Take each line that has the word "component" and return it.

--- BEGIN Records for the exercise ---

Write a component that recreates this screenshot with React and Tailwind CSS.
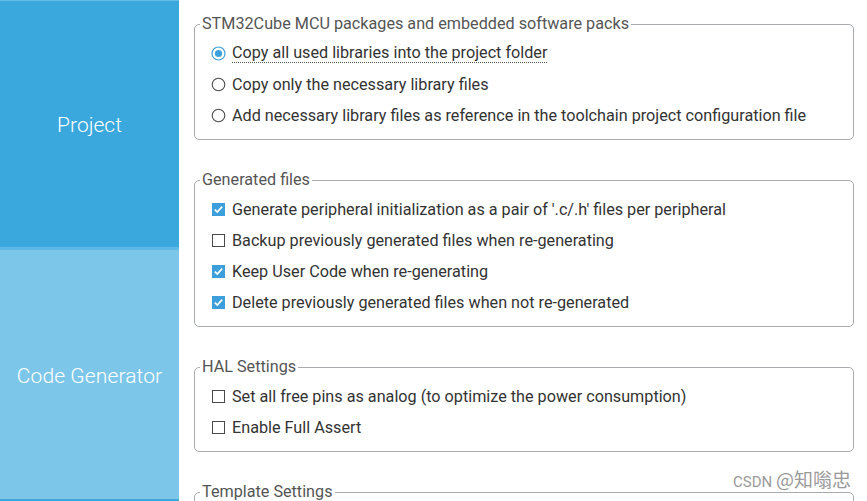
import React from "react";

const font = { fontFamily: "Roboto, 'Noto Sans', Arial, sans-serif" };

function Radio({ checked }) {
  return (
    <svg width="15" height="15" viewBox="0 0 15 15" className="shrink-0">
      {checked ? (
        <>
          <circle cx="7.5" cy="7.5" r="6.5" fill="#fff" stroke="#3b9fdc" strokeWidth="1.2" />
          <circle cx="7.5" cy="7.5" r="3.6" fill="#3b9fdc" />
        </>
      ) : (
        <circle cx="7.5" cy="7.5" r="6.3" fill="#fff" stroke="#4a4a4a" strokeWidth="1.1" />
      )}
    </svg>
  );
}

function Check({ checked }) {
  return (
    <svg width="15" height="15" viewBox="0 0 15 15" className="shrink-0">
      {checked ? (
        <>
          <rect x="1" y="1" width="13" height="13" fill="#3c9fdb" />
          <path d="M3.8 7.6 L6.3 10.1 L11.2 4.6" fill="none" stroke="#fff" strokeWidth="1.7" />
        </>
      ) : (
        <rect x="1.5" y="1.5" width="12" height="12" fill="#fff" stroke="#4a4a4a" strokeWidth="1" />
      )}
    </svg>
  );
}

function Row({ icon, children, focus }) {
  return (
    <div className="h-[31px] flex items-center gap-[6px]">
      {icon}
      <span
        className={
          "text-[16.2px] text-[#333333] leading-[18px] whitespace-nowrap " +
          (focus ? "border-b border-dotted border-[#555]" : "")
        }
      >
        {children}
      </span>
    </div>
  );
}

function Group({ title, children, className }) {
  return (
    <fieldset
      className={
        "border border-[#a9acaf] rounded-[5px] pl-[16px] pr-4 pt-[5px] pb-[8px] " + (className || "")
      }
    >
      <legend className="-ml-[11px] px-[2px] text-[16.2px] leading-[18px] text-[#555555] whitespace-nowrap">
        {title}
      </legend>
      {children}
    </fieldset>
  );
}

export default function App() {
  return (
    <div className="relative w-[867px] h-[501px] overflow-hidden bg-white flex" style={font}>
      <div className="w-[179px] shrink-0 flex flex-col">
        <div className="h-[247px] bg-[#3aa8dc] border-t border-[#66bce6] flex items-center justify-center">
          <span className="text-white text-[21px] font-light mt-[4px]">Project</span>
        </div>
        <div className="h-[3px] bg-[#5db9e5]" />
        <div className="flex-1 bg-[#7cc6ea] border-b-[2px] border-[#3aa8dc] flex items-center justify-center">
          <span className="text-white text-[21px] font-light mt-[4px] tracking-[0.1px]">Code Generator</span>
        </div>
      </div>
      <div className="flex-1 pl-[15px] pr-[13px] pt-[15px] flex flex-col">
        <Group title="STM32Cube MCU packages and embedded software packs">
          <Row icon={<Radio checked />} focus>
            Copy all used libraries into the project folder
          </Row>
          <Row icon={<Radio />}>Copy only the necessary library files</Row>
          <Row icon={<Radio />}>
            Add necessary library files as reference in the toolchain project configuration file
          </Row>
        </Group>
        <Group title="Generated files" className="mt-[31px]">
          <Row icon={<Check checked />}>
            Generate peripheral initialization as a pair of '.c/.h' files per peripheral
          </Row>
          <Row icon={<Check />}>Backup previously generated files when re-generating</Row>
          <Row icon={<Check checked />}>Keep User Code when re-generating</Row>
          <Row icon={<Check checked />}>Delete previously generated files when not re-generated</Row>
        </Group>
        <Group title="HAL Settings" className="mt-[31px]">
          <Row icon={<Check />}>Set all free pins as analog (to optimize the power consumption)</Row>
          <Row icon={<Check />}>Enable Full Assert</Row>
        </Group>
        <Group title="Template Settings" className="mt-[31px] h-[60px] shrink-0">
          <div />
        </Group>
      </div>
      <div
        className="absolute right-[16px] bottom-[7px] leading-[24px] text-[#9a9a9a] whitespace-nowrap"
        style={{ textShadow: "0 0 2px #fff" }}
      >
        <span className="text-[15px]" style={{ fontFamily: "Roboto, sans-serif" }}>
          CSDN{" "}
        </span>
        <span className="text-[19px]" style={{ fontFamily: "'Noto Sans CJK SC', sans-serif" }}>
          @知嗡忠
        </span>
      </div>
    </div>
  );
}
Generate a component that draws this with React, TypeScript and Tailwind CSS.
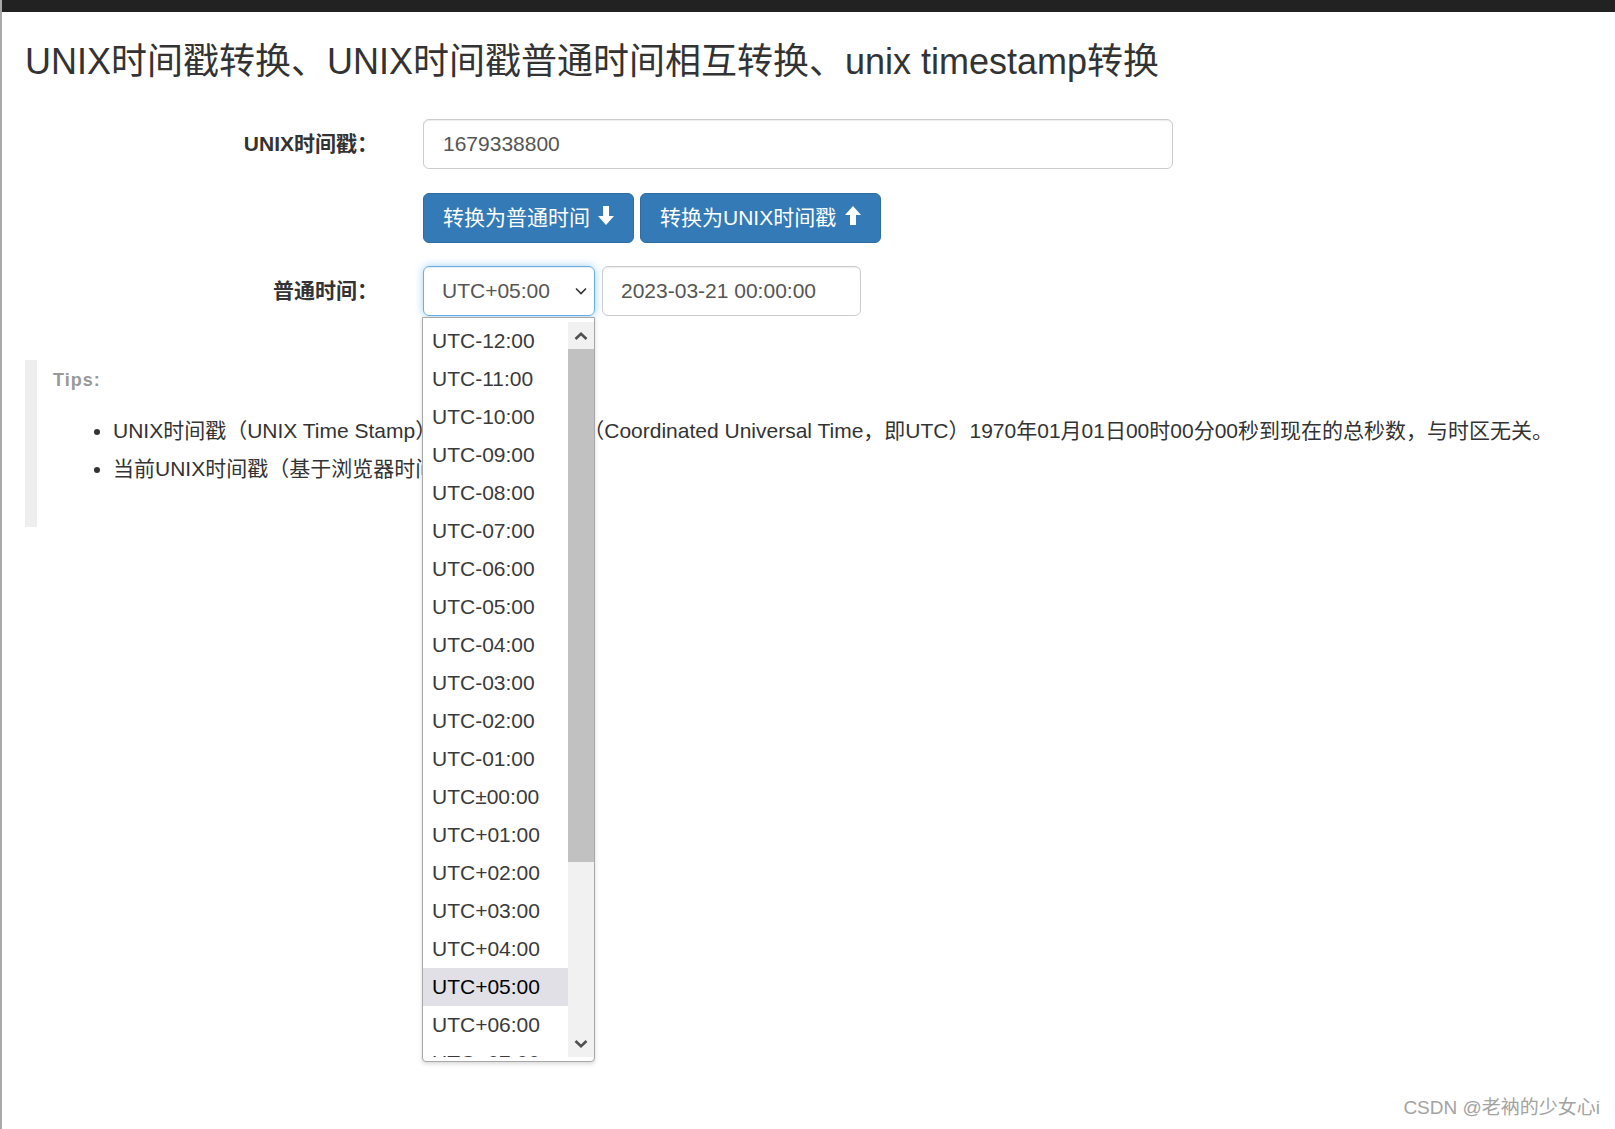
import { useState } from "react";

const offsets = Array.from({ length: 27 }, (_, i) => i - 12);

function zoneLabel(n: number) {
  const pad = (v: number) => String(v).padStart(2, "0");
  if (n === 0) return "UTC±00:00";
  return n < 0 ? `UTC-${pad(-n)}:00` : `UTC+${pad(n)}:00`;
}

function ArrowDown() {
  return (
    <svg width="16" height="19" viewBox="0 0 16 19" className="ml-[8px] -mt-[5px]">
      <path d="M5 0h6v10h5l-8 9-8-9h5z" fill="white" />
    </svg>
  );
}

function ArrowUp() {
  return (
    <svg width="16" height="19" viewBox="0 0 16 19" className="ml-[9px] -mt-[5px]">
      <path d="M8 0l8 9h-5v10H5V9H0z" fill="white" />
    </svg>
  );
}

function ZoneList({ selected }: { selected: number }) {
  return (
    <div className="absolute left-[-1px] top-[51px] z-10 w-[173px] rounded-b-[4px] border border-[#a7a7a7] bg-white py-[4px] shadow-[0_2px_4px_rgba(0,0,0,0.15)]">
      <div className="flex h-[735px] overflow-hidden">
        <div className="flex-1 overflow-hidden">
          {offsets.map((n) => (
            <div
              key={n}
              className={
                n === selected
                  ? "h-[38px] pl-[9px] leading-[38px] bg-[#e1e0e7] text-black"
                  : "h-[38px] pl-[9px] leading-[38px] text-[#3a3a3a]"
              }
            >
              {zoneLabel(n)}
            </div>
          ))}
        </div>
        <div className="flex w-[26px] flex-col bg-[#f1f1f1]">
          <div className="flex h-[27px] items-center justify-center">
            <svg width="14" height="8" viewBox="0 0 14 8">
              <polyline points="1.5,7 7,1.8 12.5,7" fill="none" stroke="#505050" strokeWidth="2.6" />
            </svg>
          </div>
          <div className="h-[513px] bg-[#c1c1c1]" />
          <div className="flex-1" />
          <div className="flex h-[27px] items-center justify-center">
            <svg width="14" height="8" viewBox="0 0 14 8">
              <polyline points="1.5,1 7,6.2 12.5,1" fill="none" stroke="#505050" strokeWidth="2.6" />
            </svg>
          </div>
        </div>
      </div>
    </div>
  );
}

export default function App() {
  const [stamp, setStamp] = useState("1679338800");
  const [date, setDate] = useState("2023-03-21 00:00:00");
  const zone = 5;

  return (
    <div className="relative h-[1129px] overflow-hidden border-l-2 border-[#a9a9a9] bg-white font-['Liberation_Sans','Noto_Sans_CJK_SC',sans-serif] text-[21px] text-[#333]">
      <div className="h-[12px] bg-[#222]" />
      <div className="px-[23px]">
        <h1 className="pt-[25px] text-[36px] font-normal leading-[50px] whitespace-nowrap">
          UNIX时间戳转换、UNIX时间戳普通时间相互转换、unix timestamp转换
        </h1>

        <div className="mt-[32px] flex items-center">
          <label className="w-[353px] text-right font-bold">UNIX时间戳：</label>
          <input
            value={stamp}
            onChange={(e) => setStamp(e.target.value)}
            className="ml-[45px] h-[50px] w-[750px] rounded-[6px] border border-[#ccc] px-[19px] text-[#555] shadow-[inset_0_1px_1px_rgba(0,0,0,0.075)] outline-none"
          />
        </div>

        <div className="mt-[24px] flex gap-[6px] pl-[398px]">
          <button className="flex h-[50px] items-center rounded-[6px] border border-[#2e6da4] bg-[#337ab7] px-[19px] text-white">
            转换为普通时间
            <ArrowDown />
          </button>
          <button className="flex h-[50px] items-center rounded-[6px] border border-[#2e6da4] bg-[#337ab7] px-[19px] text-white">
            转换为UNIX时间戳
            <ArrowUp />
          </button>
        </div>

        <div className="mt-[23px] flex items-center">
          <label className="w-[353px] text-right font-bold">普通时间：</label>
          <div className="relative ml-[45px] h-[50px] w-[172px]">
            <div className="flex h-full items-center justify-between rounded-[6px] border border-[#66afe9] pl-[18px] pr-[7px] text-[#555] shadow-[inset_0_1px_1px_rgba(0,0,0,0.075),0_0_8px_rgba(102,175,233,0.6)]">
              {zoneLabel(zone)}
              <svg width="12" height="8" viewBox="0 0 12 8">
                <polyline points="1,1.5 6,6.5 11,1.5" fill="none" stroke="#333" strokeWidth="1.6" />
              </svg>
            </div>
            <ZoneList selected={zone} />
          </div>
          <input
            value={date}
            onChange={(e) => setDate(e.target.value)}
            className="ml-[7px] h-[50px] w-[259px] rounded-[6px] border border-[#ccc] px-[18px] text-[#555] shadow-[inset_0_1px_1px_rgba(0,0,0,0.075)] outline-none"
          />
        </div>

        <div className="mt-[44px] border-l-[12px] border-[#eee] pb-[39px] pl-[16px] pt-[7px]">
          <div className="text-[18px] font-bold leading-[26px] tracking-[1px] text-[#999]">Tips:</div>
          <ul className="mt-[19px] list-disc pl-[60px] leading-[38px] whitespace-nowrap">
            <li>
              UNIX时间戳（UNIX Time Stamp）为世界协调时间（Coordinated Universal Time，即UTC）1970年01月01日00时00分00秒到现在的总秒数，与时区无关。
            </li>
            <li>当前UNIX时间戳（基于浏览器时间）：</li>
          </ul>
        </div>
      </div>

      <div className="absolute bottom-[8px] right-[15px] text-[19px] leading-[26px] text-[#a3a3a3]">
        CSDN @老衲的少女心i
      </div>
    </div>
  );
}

--- END Records for the exercise ---

[Solution below]
Write a component that recreates this screenshot with React and Tailwind CSS.
Generate a component that draws this with React, TypeScript and Tailwind CSS.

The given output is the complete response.